I would then make two exposures: First, the word-drilled template held against the film or paper would be exposed under the light of my enlarger. Then the template would be replaced with the wooden camera block and a regular pinhole exposure made, although I would have to wait for an improvement in the weather for that second stage!
I’ve had the enlarger attachment for my Intrepid camera for a few months but haven’t used it, finding setting it up on my tripod just too much hassle. I’ve been looking for a decent copy stand to use and struck lucky a couple of weeks ago, finding a Kaiser stand on Amazon described as having cosmetic damage and being offered for substantially less than half the going rate for a new one. I took a chance and was rewarded with a packaging-damaged, as-new copy stand. I took me quite a while to find the cosmetic damage: a slight ‘bruise’ on the corner of the base-board. It was a good buy and now I am able to use my Intrepid Enlarger for the first time to make the first exposures for my new pinhole cameras.
Bad weather never lasts and this weekend I got out in crisp, bright conditions to try out my new pinhole cameras. I’m running out of both film and printing paper and an order placed earlier in the week has been delayed. I found at the bottom of a box, a couple of sheets of MGIV RC satin paper that I cut to size for paper negatives and in another box was half a dozen sheets of Kentmere Select VC lustre that I could use for printing. I had to make do with just a couple of sheets cut up for test strips and had only one shot at making a final print from each negative! With that in mind, I’m pretty pleased with the results below and the knowledge that refinement can be made in future.
I set out to discover, through a pinhole, images of the landscape left behind as I travel through it on my bicycle.
For some years I’ve been intrigued by the idea of moving a pinhole camera through the landscape to discover what images might be revealed. One of the first such images I made was in 2014 with my then new Harman TiTAN 4×5 pinhole camera. Taken through the front window of the top deck of a bus as it followed a cyclist along a busy Edinburgh street, the cyclist was rendered relatively recognisable in a streaked world of mystical shapes. It was an image that time and again has me taking a pinhole camera out for an adventure in time travel through the landscape.
Two years ago I blogged such an adventure with the pincam mounted behind the windscreen of my car (http://pinhole-time-travel). At other times I’ve carried a pincam as I walked or ran but the one thing that I could never quite work out was how to mount a pincam on my bicycle such that I could operate it while on the move.

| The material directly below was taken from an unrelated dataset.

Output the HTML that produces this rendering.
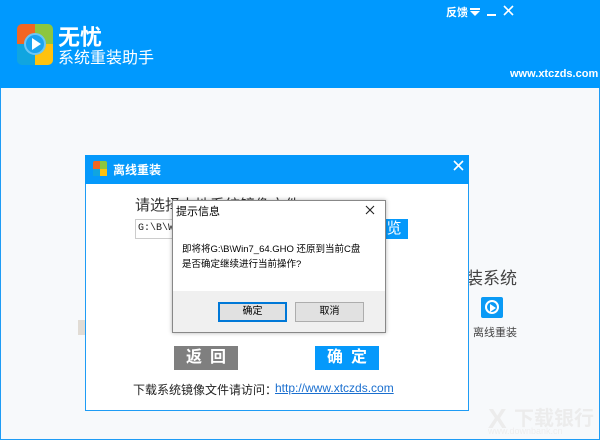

The answer came to me a couple of months ago and gave me a new perspective for the image – I could mount a 35mm camera fitted with a bodycap pinhole to a board fixed to the pannier rack and operate it on the ‘B’ setting by a long cable release threaded through the frame and attached to the crossbar!

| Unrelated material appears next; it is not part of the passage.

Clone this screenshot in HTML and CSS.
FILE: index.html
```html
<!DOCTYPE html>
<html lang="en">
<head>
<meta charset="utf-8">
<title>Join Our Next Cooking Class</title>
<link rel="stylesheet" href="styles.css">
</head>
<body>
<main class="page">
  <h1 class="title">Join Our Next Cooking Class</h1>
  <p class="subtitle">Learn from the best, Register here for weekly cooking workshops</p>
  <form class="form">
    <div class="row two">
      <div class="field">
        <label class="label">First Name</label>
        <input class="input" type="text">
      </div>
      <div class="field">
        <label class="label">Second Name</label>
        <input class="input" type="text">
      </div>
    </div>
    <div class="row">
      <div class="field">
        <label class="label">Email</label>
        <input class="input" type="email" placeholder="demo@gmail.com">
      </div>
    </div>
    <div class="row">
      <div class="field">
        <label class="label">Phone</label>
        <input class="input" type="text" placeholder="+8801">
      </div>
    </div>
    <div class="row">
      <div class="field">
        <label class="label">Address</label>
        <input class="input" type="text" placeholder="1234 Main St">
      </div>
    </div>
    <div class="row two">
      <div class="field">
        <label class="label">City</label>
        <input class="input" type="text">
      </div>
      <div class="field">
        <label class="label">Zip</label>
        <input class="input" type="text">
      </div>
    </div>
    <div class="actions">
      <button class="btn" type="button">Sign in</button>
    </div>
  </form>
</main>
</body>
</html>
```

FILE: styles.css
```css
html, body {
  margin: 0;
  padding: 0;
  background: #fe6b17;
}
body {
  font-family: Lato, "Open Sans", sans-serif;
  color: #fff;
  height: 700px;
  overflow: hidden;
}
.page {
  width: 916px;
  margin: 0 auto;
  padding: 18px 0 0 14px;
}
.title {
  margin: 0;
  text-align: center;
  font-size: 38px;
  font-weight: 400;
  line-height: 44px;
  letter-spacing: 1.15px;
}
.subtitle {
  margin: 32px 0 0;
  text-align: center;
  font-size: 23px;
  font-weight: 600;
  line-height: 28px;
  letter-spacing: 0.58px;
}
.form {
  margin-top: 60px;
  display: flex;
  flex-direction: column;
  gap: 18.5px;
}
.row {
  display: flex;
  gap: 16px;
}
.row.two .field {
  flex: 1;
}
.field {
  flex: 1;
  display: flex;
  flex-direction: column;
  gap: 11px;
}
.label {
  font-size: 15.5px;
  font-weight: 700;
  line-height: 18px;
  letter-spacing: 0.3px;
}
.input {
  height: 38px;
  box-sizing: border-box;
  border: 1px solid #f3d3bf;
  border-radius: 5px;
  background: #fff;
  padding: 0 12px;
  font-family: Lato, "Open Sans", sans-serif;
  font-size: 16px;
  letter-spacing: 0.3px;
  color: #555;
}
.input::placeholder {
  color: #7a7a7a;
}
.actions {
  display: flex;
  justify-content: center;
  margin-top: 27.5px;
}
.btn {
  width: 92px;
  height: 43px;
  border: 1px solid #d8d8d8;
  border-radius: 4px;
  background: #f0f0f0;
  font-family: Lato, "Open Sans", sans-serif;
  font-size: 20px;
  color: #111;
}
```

That the camera would face backwards to where I had been rather than forward to where I was going seemed appropriate to the idea of photographing what has been. The moment we think of as ‘now’ immediately becoming the past as it passes into memory (I sometimes wonder whether ‘now’ ever exists at all) and the long exposure of the pinhole image blurring the memory as so often happens in the mind.
My first attempt was with an old Zenit camera. It’s shutter has been dodgy for ages, slow and often sticking, but the ‘B’ setting worked – or at least it did! The vibration on the bike was too much for it. Although several successful frames were made, it was curtains for the shutter. My attempts at repair were to no avail but I had been prepared to make the sacrifice. With lessons learned I changed the Zenit for an Olympus OM1, this time with some cushioning and I’m pleased to say that the OM1 is going strong after a couple more outings.

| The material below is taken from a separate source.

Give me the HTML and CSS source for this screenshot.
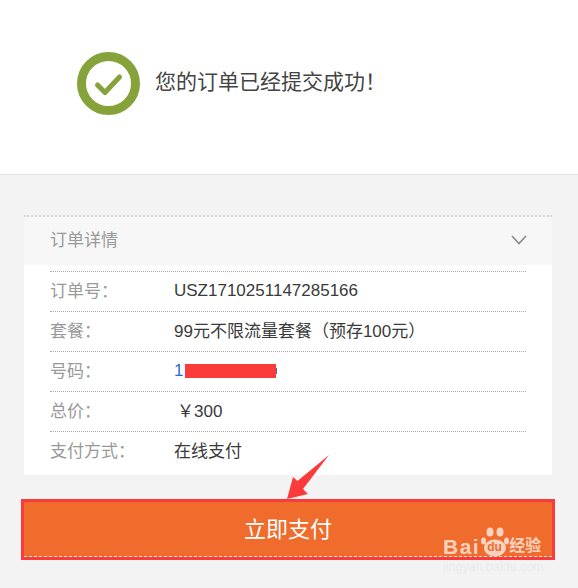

The images may not be to everyone’s taste but they work for me! Getting the exposure ‘correct’ has been and continues to be a challenge. Scanning the Kentmere 400 negatives produced files that I found unworkable but I picked a few frames to print on Ilford MGIV FB glossy paper (all I have at the moment). Without further comment, these are what follow:
The paper had been loaded in my darkroom under the glow of my red safelight. It is an AP ‘Dark Red’ light, basically a mains powered 15W lamp with an appropriately coloured plastic cover. I have previously found that DPP can be fogged by over exposure to the safelight but have never attempted to quantify the ‘problem’.
Furthermore, the plastic of which the food-waste caddy is constructed is well weathered and I wanted to assess if and by how much the opacity of the plastic had been affected by the weathering.
I started with a 10″x8″ sheet of DPP from the same pack as had been used for the original image. In total darkness I cut it into approximate 5″x4″ sheets, two to be used for testing, one as a control and one as a spare.
My first test was to expose one sheet in the darkroom as a test sheet at five-minute intervals. The safelight was positioned 2 metres away, just above the level of the test strip gadget. When developed, I was surprised at how sensitive to the red light DPP was:
It may not show too clearly here but just five minutes was enough to visibly fog the paper!
In complete darkness I placed a second sheet inside the Bin-cam pincam and put the camera outside in bright autumnal daylight for three hours. The lid and shutter remained closed for the duration of the test. This sheet was developed and compared against the above test strip and the third sheet which was developed completely unexposed.
Again, it may not show clearly here, but there is visible fogging of the ‘exposed’ sheet compared to the unexposed control sheet, comparable with the 5-minute test strip.
The paper of the original Bin-cam image was exposed to the safelight for two to three minutes while being loaded and the exposure was made in bright sunlight. From my tests, the paper would have been fogged to some extent both by the safelight and the less than perfect opacity of the camera.
With the knowledge I now have, I can take steps to minimise fogging in future, primarily in loading the paper but perhaps also making some alteration to the camera with paint or lining paper.
… Or I can live with it and find pleasure in serendipitous imperfection!